How Mr Chifflet may feel about having to extend this guarantee is unclear. He says the CIB provides about 15% of the group’s overall revenues, its services are “indispensable for large corporates” and its activities are now focused on facilitating real economic activity. With his background in the regional mutual banks, he emphasises the importance of running a stable universal bank model.

“Over time, universal banks have shown similar return on equity to investment banks, but with less volatility. And when return on equity is calculated, of course it excludes the investment banks that have disappeared altogether,” he says.

Back to the future

The provincial retail banking business remains at the heart of Mr Chifflet’s vision and with good reason, given the degree of customer loyalty. The bank can count an average of seven products per retail customer, a figure to make most European retail banking CEOs envious. And he anticipates more to come.

“Our customers are increasingly demanding products related to saving for their pensions and long-term healthcare, as we know that European governments are trying to reduce their own burden related to the costs of these items,” says Mr Chifflet.

Given this focus on, and indeed majority ownership by, the regional banks, the kind of large-scale branch network rationalisation seen among other European giants would be unthinkable for Crédit Agricole. Mr Chifflet speaks of local branches as the economic rallying-point for many French towns and villages.

“A pure internet bank model could never work for us. The branch network is too important for our operations because so many of our customers want a local banker that they can do business with,” he says.
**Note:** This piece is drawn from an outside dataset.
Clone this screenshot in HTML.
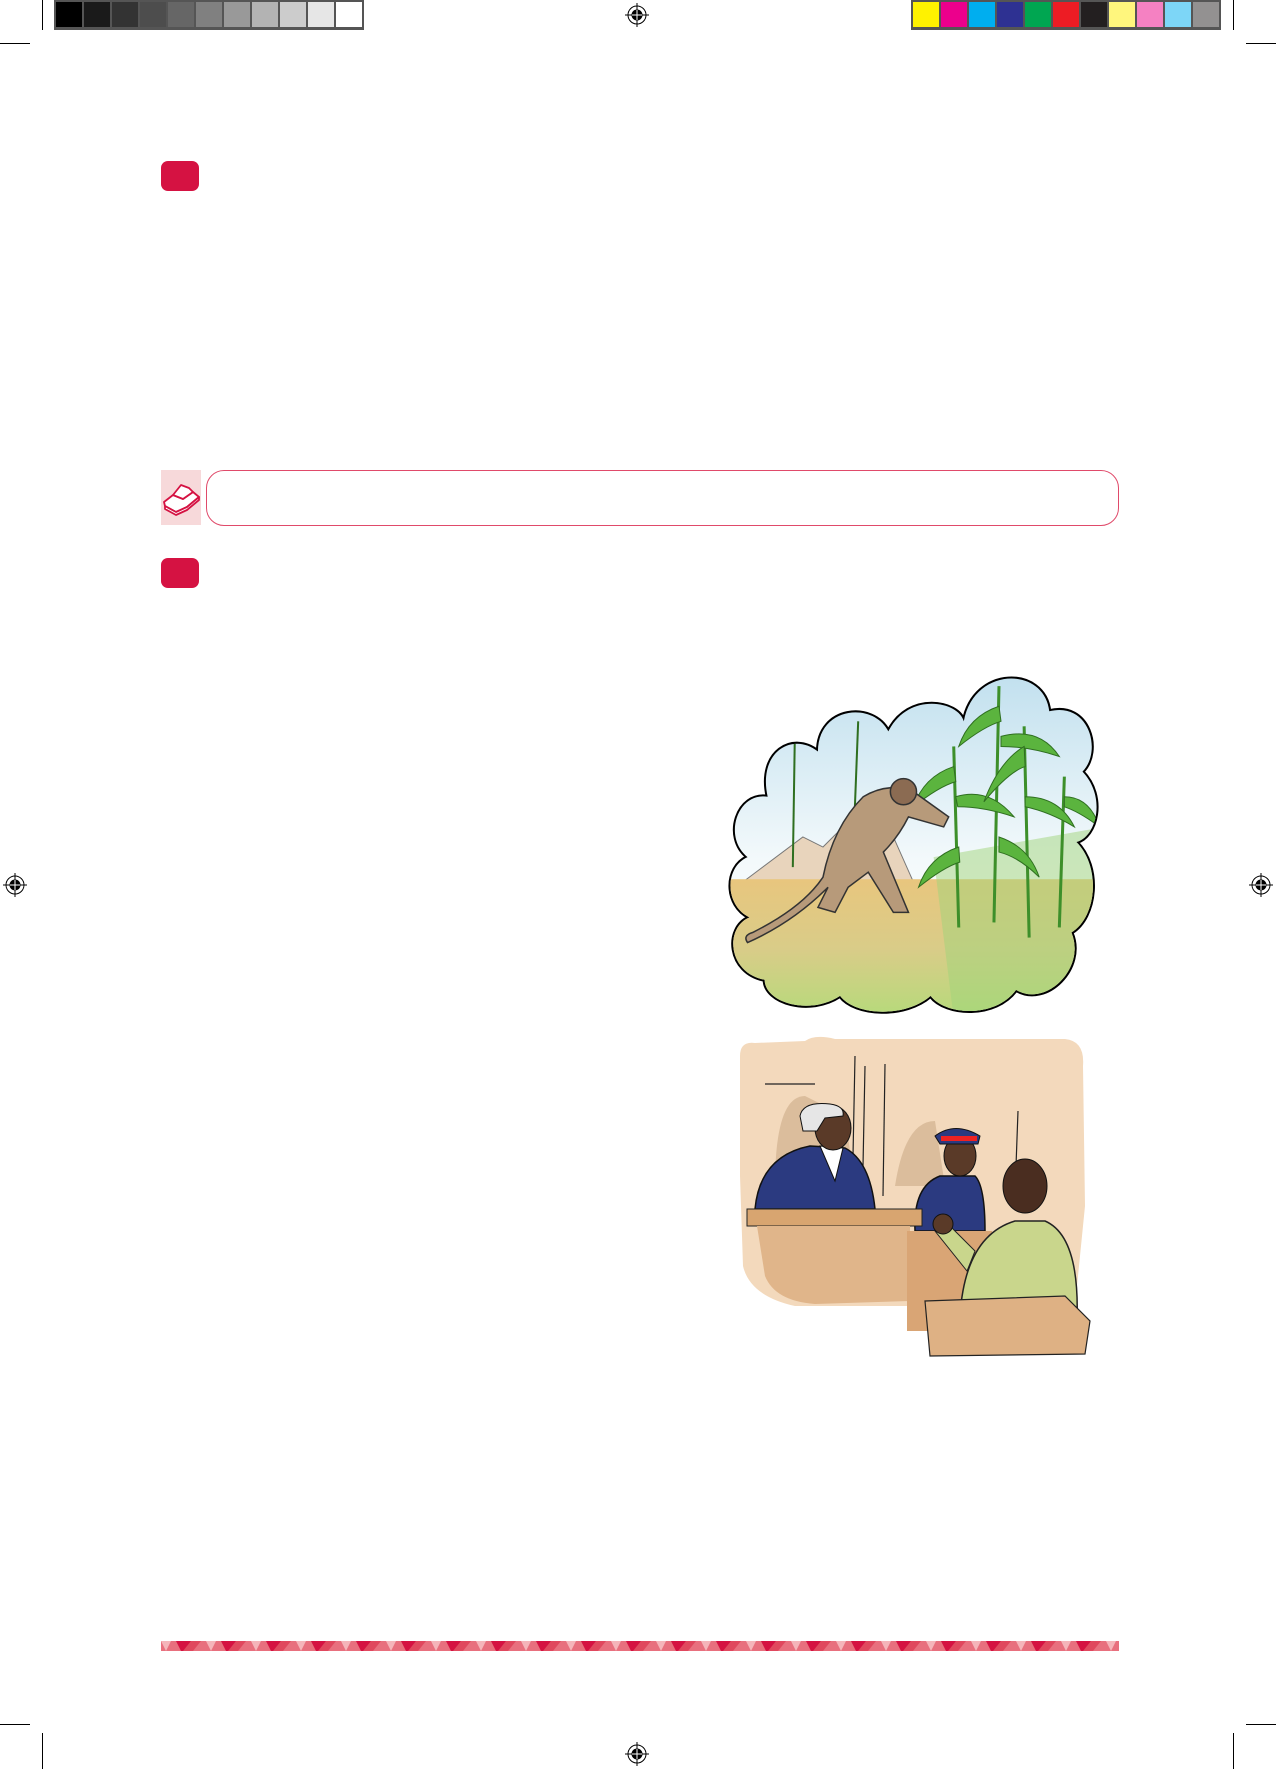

Even so, the bank is rebuilding its multi-channel platform with a deadline of 2013 and a view to making internet and mobile banking an equal part of the model. And one part of Crédit Agricole already operates a pure online model. BforBank, Crédit Agricole’s private banking and wealth management arm, provides an online portal for bank transactions and securities investing for international customers, with partners in 74 countries.